Lethal injection better solution

Published 7:58 am Wednesday, February 6, 2002

By Staff
The Alabama House of Representatives took an important step recently toward rectifying our state's capital punishment legislation.
The representatives voted to change the state's method of execution to lethal injection. Currently, Alabama and Nebraska are the only two states which use the electric chair as a means of execution.
While we don't believe death row inmates are entitled to a litany of rights, there are courts in the land that believe the right to a swift and painless death is one of them.
Maybe, maybe not.
But it's not our belief that is important. It's having the means to carry out the punishment that the people of our state say they support. This could, if left unchanged, become a punishment for which we have no means to carry out. And is this justice?

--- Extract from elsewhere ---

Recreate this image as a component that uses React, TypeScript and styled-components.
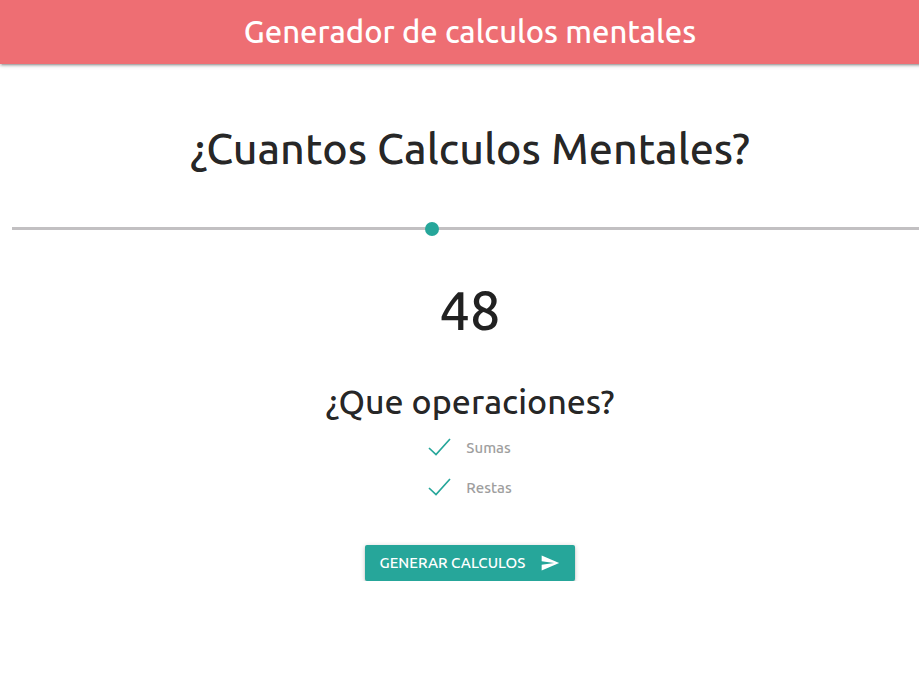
import React, { useState } from "react";
import styled, { createGlobalStyle } from "styled-components";

const GlobalStyle = createGlobalStyle`
  *, *::before, *::after { box-sizing: border-box; }
  body {
    margin: 0;
    background: #fff;
    color: rgba(0, 0, 0, 0.87);
    font-family: Ubuntu, "Noto Sans", "Open Sans", sans-serif;
    font-size: 15px;
    font-weight: 500;
    line-height: 1.5;
    overflow: hidden;
  }
`;

const Page = styled.div`
  margin-right: -21px;
`;

const NavBar = styled.nav`
  display: flex;
  align-items: center;
  justify-content: center;
  height: 64px;
  background: #ee6e73;
  color: #fff;
  box-shadow: 0 2px 2px 0 rgba(0, 0, 0, 0.14), 0 3px 1px -2px rgba(0, 0, 0, 0.12),
    0 1px 5px 0 rgba(0, 0, 0, 0.2);
`;

const Brand = styled.a`
  color: inherit;
  font-size: 31px;
  text-decoration: none;
`;

const Content = styled.form`
  display: flex;
  flex-direction: column;
  align-items: center;
  padding: 56px 12px 0;
`;

const Heading = styled.h1`
  margin: 0;
  font-size: 43px;
  line-height: 56px;
  font-weight: inherit;
`;

const SubHeading = styled.h2`
  margin: 0;
  font-size: 34px;
  line-height: 48px;
  font-weight: inherit;
`;

const Amount = styled.output`
  margin: 43px 0 35px;
  font-size: 54px;
  line-height: 64px;
`;

const Slider = styled.input`
  appearance: none;
  display: block;
  width: 100%;
  height: 14px;
  margin: 45px 0 0;
  background: transparent;
  cursor: pointer;

  &::-webkit-slider-runnable-track {
    height: 3px;
    background: #c2c0c2;
  }
  &::-webkit-slider-thumb {
    appearance: none;
    width: 14px;
    height: 14px;
    margin-top: -5px;
    border-radius: 50%;
    background: #26a69a;
  }
`;

const Options = styled.div`
  display: flex;
  flex-direction: column;
  gap: 16px;
  margin-top: 11px;
`;

const Option = styled.label`
  display: flex;
  align-items: center;
  gap: 14px;
  height: 24px;
  color: #9e9e9e;
  cursor: pointer;
`;

const CheckFrame = styled.span`
  display: grid;
  width: 24px;
  height: 24px;

  & > * { grid-area: 1 / 1; }
`;

const CheckInput = styled.input`
  appearance: none;
  width: 18px;
  height: 18px;
  margin: 3px;
  border: 2px solid #5a5a5a;
  border-radius: 1px;

  &:checked { border-color: transparent; }
  &:not(:checked) + svg { visibility: hidden; }
`;

const CheckMark = styled.svg`
  width: 24px;
  height: 24px;
  fill: none;
  stroke: #26a69a;
  stroke-width: 1.7;
  pointer-events: none;
`;

const SubmitButton = styled.button`
  display: flex;
  align-items: center;
  gap: 15px;
  height: 36px;
  margin-top: 45px;
  padding: 0 15px;
  border: 0;
  border-radius: 2px;
  background: #26a69a;
  color: #fff;
  font: inherit;
  text-transform: uppercase;
  cursor: pointer;
  box-shadow: 0 2px 2px 0 rgba(0, 0, 0, 0.14), 0 3px 1px -2px rgba(0, 0, 0, 0.12),
    0 1px 5px 0 rgba(0, 0, 0, 0.2);
`;

const SendIcon = styled.svg`
  width: 20px;
  height: 20px;
  fill: currentColor;
`;

const operations = ["Sumas", "Restas"];

export default function App() {
  const [amount, setAmount] = useState(48);

  return (
    <Page>
      <GlobalStyle />
      <NavBar>
        <Brand href="#">Generador de calculos mentales</Brand>
      </NavBar>
      <Content onSubmit={(event) => event.preventDefault()}>
        <Heading id="amount-label">¿Cuantos Calculos Mentales?</Heading>
        <Slider
          id="amount"
          type="range"
          min={4}
          max={100}
          value={amount}
          aria-labelledby="amount-label"
          onChange={(event) => setAmount(Number(event.target.value))}
        />
        <Amount htmlFor="amount">{amount}</Amount>
        <SubHeading id="operations-label">¿Que operaciones?</SubHeading>
        <Options role="group" aria-labelledby="operations-label">
          {operations.map((name) => (
            <Option key={name}>
              <CheckFrame>
                <CheckInput type="checkbox" defaultChecked />
                <CheckMark viewBox="0 0 24 24" aria-hidden="true">
                  <path d="M1 12 8 18.5 22 3" />
                </CheckMark>
              </CheckFrame>
              {name}
            </Option>
          ))}
        </Options>
        <SubmitButton type="submit">
          Generar calculos
          <SendIcon viewBox="0 0 24 24" aria-hidden="true">
            <path d="M2.01 21 23 12 2.01 3 2 10l15 2-15 2z" />
          </SendIcon>
        </SubmitButton>
      </Content>
    </Page>
  );
}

The change to lethal injection is being heralded by proponents of capital punishment as the right move for our state. A ruling by the Supreme Court could deem the electric chair as cruel and unusual punishment and, if that happened, the state would find itself without a legal means of execution.
The change is the right move for our state. If Alabama continues to use the death penalty as an acceptable means of punishment for crimes, it must ensure that the method used falls within the recognized boundaries of our national laws. If the electric chair is deemed cruel and unusual punishment n which is possible n we would be left without a means to enforce the law we have enacted.

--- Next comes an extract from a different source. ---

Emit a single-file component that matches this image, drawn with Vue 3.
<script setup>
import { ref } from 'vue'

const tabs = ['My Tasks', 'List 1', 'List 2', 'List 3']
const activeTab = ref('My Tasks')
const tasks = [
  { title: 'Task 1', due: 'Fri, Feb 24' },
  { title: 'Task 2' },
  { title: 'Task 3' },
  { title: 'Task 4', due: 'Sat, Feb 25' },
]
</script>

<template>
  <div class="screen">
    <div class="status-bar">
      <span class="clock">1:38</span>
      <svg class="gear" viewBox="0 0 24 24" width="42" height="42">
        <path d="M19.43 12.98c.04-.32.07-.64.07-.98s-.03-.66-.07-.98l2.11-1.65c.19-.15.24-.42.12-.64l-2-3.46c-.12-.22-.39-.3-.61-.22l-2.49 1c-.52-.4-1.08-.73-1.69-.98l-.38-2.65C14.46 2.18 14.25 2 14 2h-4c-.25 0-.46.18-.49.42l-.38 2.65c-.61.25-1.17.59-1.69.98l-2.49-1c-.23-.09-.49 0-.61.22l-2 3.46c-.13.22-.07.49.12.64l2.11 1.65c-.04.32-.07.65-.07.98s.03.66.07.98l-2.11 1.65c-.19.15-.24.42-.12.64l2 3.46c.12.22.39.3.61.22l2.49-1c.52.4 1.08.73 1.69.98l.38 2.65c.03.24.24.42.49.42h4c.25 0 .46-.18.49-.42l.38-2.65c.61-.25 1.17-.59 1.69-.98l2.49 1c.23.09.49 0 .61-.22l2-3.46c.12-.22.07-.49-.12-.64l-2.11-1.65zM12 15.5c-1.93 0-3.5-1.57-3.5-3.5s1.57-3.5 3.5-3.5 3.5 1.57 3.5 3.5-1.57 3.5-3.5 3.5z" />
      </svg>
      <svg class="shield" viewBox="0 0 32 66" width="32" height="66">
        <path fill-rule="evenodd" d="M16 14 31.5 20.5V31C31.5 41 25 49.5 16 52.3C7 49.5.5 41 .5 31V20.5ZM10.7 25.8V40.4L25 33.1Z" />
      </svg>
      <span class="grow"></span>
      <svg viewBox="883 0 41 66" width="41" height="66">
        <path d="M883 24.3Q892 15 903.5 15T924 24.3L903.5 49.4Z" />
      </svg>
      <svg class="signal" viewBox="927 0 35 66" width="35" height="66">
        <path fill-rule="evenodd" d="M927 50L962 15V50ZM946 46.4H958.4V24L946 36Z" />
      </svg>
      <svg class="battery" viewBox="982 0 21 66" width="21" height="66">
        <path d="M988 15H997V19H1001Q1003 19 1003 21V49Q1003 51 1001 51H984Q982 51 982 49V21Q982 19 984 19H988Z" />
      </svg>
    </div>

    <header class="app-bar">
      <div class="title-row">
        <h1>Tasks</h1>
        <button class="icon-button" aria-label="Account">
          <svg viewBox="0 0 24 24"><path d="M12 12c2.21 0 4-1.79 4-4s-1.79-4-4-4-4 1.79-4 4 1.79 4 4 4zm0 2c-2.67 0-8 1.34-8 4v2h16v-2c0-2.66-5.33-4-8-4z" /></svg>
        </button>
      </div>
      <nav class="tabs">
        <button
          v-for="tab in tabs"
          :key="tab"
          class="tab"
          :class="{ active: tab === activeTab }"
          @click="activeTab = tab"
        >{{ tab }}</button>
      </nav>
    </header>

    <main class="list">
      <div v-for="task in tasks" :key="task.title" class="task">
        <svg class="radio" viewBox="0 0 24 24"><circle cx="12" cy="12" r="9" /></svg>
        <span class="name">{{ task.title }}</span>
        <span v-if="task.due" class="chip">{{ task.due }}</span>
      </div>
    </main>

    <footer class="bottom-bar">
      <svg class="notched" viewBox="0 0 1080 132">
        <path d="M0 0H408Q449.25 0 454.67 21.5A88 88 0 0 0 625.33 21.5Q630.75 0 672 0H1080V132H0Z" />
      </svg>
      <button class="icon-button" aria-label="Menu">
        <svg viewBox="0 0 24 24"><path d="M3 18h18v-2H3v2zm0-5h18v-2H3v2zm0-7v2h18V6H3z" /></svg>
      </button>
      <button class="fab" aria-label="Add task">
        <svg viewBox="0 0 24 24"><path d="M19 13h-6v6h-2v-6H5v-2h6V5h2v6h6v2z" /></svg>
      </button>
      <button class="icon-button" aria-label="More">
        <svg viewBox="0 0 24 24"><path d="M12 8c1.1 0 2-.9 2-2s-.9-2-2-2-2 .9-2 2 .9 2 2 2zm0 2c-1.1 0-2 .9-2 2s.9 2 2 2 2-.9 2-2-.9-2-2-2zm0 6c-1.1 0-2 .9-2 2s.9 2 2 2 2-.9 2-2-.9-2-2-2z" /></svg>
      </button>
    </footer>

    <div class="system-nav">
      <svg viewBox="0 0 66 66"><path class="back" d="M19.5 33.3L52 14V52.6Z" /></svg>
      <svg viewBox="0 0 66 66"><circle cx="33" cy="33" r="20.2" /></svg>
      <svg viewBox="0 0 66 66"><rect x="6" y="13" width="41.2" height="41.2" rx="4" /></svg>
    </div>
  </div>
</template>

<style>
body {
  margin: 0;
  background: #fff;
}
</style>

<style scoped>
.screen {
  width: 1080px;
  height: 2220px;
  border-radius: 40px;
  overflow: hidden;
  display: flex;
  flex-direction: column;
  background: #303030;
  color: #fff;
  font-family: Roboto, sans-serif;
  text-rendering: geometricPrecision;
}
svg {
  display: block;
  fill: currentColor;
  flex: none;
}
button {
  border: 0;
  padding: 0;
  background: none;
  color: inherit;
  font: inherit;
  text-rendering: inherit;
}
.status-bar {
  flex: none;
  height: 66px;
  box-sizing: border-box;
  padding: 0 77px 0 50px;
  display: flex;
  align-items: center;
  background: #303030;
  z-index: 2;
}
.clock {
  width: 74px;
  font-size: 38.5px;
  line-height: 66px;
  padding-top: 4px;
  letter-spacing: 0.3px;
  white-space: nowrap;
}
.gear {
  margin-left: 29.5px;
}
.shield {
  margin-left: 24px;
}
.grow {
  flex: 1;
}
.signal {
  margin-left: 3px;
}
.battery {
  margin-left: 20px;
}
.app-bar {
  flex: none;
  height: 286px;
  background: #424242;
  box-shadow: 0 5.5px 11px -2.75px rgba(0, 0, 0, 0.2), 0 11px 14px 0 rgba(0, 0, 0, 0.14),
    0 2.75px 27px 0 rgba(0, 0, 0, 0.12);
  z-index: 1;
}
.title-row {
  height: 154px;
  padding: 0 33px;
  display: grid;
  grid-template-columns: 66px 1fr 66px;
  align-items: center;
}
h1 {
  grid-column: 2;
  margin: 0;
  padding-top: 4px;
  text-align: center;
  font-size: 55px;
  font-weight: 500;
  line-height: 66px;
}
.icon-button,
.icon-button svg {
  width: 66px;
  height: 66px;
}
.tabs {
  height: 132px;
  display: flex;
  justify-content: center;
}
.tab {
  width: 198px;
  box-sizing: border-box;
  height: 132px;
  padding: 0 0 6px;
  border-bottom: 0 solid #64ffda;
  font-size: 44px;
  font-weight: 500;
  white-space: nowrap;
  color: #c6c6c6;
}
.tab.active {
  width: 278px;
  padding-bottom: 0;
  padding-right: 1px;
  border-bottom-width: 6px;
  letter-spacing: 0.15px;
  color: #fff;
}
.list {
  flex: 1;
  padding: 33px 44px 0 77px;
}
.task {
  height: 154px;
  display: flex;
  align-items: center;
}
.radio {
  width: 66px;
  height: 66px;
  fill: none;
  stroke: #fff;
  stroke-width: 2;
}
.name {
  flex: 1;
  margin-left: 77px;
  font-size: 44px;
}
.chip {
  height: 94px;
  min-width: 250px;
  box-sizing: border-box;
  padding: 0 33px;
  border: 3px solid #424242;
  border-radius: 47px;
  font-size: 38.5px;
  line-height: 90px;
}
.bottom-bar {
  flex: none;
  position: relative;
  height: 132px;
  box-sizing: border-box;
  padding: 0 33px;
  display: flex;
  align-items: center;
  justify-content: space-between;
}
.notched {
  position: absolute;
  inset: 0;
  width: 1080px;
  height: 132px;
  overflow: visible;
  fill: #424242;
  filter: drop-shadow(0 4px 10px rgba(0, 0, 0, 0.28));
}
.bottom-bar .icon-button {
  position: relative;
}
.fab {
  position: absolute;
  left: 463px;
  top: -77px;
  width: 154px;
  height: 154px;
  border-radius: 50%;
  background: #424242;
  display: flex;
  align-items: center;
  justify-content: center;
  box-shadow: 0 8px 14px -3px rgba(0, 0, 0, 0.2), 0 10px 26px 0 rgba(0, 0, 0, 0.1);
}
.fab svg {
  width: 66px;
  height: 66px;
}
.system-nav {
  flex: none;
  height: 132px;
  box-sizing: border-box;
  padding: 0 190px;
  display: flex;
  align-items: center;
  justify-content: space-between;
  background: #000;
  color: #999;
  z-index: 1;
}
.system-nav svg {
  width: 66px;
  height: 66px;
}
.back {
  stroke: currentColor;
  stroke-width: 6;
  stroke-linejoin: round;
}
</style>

Capital punishment is a difficult issue, and debating the subtleties of methods is even more difficult for our state lawmakers. Our lawmakers are not being asked to revisit the morality of the death penalty; they are being asked to consider only the most palatable and preferable manner for carrying out that punishment.
The ends of both methods are the same, so we believe changing the means to which those ends are achieved is a small price to pay and we support the decision to move forward.
The first hurdle is now completed and it's likely the Alabama Senate will also endorse the change to lethal injection, resolving this issue for our state and allowing our lawmakers to focus on other issues.